The combination of both the chip boilers and the solar collectors, connected to the ORC unit so that electricity and heat can be produced, is new. In order for the flue gas from the boilers to be discharged as cold as possible, thus optimising the use of the energy content of the wood chips, the flue gas is cooled in two heat pumps and can be discharged with a temperature of 16 ° C. Thus, an efficiency of more than 100% is achieved on the utilisation of the energy content of the wood chips.
With its heat production, Brønderslev Varmeværk can play a role in the electricity market, both as a producer and a consumer, to the benefit of heat consumers. The plant has been able to maintain favourable prices for heat consumers after the new units have been brought into use.
"Brønderslev has got a world-class wood-fired CHP plant, which is among the world's most efficient in terms of total efficiency"
Jørgen Røhr Jensen, project manager at NIRAS.

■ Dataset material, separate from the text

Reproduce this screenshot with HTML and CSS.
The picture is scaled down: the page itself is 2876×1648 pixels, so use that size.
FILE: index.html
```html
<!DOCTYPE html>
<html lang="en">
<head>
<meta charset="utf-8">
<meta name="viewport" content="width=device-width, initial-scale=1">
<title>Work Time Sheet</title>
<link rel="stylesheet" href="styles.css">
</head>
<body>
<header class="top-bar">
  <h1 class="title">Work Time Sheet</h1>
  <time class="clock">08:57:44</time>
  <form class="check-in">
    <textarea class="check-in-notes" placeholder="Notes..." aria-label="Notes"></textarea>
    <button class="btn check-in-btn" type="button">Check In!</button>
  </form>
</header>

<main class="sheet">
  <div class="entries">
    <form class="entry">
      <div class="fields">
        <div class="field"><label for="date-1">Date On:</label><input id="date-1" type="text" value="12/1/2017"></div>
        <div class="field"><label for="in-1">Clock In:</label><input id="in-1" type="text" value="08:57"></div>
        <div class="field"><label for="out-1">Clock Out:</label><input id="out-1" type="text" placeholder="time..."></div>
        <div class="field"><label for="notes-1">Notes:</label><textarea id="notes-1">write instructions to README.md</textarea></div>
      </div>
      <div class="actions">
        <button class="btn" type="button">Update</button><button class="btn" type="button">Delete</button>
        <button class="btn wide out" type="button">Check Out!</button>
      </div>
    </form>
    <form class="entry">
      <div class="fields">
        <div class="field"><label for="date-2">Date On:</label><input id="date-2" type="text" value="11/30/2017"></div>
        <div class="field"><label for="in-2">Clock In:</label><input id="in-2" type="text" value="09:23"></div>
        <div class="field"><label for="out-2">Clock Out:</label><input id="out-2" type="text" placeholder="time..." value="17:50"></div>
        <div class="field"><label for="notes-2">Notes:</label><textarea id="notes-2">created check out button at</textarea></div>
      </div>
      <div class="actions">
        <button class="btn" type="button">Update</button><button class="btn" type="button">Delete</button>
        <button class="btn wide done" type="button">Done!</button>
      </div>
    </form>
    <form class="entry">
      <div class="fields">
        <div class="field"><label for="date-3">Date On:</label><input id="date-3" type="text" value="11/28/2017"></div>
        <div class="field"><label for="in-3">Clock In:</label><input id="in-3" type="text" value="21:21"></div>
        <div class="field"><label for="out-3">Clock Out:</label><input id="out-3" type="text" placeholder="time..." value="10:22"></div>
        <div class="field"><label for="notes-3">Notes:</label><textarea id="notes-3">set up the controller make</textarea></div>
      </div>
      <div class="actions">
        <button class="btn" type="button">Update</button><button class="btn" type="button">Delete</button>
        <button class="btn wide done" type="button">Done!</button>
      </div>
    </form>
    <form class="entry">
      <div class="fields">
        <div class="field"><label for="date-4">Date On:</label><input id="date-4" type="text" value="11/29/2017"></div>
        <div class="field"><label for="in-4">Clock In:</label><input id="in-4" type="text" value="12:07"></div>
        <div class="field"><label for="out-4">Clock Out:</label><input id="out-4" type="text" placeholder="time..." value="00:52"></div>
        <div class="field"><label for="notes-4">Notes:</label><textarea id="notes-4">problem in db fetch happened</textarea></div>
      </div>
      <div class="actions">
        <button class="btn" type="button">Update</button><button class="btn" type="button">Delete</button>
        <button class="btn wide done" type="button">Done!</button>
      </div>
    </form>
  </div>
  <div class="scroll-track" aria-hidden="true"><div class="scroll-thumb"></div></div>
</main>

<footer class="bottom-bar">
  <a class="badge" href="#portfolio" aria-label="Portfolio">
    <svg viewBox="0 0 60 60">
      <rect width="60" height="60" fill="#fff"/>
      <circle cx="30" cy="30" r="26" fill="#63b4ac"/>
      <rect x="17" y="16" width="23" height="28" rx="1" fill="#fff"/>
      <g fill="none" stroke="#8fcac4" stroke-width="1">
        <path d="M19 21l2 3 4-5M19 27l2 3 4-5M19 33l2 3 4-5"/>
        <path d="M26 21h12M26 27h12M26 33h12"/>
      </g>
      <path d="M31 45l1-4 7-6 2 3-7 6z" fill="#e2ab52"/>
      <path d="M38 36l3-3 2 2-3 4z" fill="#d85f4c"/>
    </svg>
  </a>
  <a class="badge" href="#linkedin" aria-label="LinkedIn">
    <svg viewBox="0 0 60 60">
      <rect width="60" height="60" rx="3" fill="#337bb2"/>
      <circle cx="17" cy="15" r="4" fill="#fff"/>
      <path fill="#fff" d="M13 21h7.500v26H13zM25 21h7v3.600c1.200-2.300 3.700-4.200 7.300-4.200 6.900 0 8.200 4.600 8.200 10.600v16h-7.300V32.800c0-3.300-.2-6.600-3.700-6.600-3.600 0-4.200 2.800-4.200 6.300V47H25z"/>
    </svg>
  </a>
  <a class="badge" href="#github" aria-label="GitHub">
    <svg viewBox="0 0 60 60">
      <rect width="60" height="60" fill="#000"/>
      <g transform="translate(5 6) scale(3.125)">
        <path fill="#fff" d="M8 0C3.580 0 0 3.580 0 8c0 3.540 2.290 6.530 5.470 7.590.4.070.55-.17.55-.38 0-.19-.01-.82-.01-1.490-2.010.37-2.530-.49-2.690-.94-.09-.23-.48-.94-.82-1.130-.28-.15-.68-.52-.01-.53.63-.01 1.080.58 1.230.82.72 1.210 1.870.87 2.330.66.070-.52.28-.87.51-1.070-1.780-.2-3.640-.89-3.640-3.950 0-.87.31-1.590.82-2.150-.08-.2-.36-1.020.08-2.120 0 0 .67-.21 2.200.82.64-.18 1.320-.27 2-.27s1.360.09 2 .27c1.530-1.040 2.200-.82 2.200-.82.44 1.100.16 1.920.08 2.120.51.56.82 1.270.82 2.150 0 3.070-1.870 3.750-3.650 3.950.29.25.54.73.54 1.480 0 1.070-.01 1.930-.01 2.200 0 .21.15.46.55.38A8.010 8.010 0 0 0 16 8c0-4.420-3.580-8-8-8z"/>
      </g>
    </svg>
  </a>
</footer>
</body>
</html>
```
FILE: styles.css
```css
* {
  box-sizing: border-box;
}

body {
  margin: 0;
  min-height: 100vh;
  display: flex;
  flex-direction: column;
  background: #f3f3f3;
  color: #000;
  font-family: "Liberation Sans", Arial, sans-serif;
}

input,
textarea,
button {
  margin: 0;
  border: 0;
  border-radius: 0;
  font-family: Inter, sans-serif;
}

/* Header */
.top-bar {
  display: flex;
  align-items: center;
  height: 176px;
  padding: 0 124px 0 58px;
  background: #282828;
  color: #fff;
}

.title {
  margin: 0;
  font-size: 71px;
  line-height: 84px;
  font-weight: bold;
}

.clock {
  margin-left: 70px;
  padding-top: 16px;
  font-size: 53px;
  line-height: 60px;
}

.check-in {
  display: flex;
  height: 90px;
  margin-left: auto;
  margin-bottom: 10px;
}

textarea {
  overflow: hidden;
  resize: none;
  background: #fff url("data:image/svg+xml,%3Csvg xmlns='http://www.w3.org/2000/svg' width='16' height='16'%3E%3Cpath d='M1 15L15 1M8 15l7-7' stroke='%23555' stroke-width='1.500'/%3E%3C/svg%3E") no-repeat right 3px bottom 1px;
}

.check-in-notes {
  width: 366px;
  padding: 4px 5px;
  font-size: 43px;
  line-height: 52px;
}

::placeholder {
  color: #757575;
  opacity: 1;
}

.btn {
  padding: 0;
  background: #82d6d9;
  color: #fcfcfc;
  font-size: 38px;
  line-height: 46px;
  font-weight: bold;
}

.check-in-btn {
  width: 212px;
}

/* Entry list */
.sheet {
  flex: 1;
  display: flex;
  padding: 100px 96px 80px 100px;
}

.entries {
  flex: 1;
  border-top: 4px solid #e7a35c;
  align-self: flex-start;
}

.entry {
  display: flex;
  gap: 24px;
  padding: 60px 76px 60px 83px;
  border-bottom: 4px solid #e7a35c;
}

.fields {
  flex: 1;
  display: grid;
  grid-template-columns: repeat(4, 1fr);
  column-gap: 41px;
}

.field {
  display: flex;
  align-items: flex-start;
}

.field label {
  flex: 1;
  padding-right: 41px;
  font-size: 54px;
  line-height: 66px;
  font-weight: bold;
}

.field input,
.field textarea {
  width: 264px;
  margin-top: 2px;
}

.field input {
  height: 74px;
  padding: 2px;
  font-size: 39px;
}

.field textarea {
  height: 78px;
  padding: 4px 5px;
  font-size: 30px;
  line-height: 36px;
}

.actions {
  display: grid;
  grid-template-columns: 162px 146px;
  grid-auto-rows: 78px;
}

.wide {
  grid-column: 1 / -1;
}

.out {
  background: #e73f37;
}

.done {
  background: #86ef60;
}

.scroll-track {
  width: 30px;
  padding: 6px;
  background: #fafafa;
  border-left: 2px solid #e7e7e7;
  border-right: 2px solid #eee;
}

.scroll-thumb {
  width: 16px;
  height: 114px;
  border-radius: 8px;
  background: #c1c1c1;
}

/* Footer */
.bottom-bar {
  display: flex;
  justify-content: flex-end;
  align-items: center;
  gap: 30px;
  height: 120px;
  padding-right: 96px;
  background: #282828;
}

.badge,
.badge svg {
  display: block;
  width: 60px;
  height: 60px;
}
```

More about the innovative facility here:
Millions in support for the project
The ambitious project, launched with NIRAS as consultant, means that Brønderslev Varme has largely switched to renewable energy from natural gas heating. Due to its unique design the plant has received a grant of DKK 20 million via the Energy Technology Development and Demonstration Program (EUDP).
This is the first time that the supply industry in Denmark can boast of this type of plant. Even in the wider European context the plant's technology is very advanced.
Many disciplines in play
NIRAS has provided consultancy to Brønderslev Forsyning throughout the process, and there have been many disciplines in play along the way. The consultancy provided has addressed the environment, construction, machinery and electricity.
In addition, NIRAS has advised on dealing with the relevant authorities, prepared tender material, managed the entire tender process and supervised. NIRAS has also been responsible for construction management and financial management during the implementation of the project.
A plant with real muscle
- The 40 rows of CSP solar collectors (5 km) in Brønderslev have a total power of almost 17 MW.
- In addition there is the ORC system that can convert 20 MW of thermal energy into 4 MW of electricity and 15 MW of heat.
- Flue gas cooling and two heat pumps on the flue gas, together providing 6 MW of heat.